Davanti a una stanza piena di scienziati Hood ha mostrato un golf blu e ha offerto 10 sterline a chiunque fosse stato disposto a metterselo. Si sono alzate un sacco di mani in tutta la stanza. Hood ha poi detto al pubblico che il maglione era appartenuto a Fred West un serial killer che si pensava avesse ucciso brutalmente 12 giovani donne oltre alla moglie. Solo poche mani sono rimaste alzate. E quando i pochi volontari rimasti hanno effettivamente indossato il maglione Hood ha osservato che gli altri partecipanti si allontanavano da loro. Hood ha poi confessato che quel capo di vestiario non era appartenuto realmente a Fred West, ma la cosa era irrilevante. La semplice idea che il maglione fosse stato indossato dall’assissino era stata sufficiente ad allontanare quegli scienziati. Era come se il male, una posizione morale definita dalla cultura, si fosse resa fisicamente presente dentro quel vestito.

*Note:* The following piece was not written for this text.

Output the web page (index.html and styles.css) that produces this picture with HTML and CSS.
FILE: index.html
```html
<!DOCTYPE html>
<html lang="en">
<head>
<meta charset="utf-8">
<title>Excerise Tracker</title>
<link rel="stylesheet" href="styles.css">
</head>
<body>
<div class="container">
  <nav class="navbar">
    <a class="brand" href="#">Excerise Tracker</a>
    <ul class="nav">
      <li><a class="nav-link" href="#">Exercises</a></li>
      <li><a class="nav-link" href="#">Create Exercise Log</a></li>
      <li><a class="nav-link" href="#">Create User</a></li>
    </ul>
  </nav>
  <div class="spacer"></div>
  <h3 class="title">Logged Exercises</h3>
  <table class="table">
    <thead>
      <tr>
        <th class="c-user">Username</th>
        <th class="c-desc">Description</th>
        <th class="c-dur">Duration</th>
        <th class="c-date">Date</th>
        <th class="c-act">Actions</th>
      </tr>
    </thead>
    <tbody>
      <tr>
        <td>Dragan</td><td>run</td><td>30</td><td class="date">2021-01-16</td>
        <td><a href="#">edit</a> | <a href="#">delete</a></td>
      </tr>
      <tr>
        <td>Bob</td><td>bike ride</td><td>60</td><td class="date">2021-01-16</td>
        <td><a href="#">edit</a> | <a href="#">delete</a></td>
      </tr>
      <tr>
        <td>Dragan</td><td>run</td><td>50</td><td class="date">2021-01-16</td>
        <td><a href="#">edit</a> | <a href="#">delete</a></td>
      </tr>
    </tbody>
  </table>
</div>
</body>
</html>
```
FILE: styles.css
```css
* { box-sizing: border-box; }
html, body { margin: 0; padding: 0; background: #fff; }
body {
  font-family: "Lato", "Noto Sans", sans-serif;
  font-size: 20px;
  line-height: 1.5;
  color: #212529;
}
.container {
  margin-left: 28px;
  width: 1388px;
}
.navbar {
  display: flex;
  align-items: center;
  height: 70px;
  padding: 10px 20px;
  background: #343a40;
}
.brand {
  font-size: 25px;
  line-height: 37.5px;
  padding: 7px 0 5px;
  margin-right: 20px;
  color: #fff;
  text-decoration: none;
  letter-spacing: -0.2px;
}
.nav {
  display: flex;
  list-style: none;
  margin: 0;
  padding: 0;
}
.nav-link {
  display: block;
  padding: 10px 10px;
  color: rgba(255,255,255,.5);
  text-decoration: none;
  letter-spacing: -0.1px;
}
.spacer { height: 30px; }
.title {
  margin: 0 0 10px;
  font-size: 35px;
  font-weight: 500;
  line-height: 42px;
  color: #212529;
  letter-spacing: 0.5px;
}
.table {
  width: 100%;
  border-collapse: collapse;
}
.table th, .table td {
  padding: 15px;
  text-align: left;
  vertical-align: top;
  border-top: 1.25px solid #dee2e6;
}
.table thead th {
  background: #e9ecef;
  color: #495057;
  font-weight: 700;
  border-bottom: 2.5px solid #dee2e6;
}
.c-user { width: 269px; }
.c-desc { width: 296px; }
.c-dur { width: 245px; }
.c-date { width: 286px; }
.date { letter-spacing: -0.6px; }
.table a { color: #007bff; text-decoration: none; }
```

Un’altra storia riguarda la Unilever che si preparava a lanciare in India un suo shampoo: un impiegato buontempone che non aveva nulla da fare scrisse sull’ etichetta per il puro gusto di farlo “contains the X) Factor” . Questa aggiunta dell’ultimo minuto non fu notata da nessun altro e in poco tempo nei negozi arrivarono milioni e milioni di bottiglie di shampoo. Percio’ l’Unilever lasciò le cose come stavano. Sei mesi dopo quando le scorte erano esaurite, l’azienda fece ristampare l’ etichetta, questa volta eliminando il riferimento all’inesistente X9 Factor. Furono sorpresi di ricevere nel giro di poco tempo una valanga di lettere imbestialite dei clienti. Nessuno di loro aveva la più pallida idea di cosa fosse quell’ X9 Factor ma erano tutti indignati che avessero osato eliminarlo. In effetti molti sostenevano che lo shampoo non funzionava più e che i loro capelli avevano perso la lucentezza.

Pregherò

Quando la dottoressa Calvert ha analizzato i dati della fMRI ha scoperto che i brand forti provocavano in molte aree del cervello, deputate alla memoria, alle emozioni, ai processi decisionali e al significato, un’attività più intensa di quella provocato dai brand deboli. Quella davvero affascinante è stata la successiva scoperta. Quando i soggetti vedevano immagini associate ai brand forti ( Ipod, Ferrari, Harley Davidson) il loro cervello registrava esattamente gli stessi schemi di attività di quando venivano presentate loro le immagini religiose.

Perché ho scelto te

Quando prendiamo decisioni in merito a cosa acquistare, il nostro cervello recupera e passa in rassegna quantità incredibili di ricordi, fatti ed emozioni e le “spreme” in una risposta rapidissima, una sorta di scorciatoia che vi permette di andare da A a Z in un paio di secondi e che determina quello che avete appena messo nel carrello. Quella scorciatoia possiede un altro nome: marcatore somatico. Antonio Damasio chiama un marcatore somatico una sorta di segnalibro o di scorciatoia nel cervello. Seminati da esperienze passate di ricompense e punizioni, questi marcatori servono a collegare un’ esperienza o un’emozione ad una reazione specifica necessaria. Aiutandoci istantaneamente a restringere il campo delle possibilità disponibili in una data situazione, ci pilotano verso una decisione che sappiamo ci darà l’esito migliore, meno doloroso.

Conclusioni

L’80% dei prodotti fallisce nell’arco dei primi 3 mesi, dalle bibite analcoliche ai tovagliolini di carta, dalle barrette al cioccolato agli asciugacapelli. Forse se le scansioni neuronali fossero esistite 20 anni fa questi prodotti non sarebbero mai stati messi in commercio. Questo libro permette di prendere coscienza attraverso innumerevoli esempi di come e dove si sta spostando la ricerca. Cosa ci aspetta il futuro come consumatori?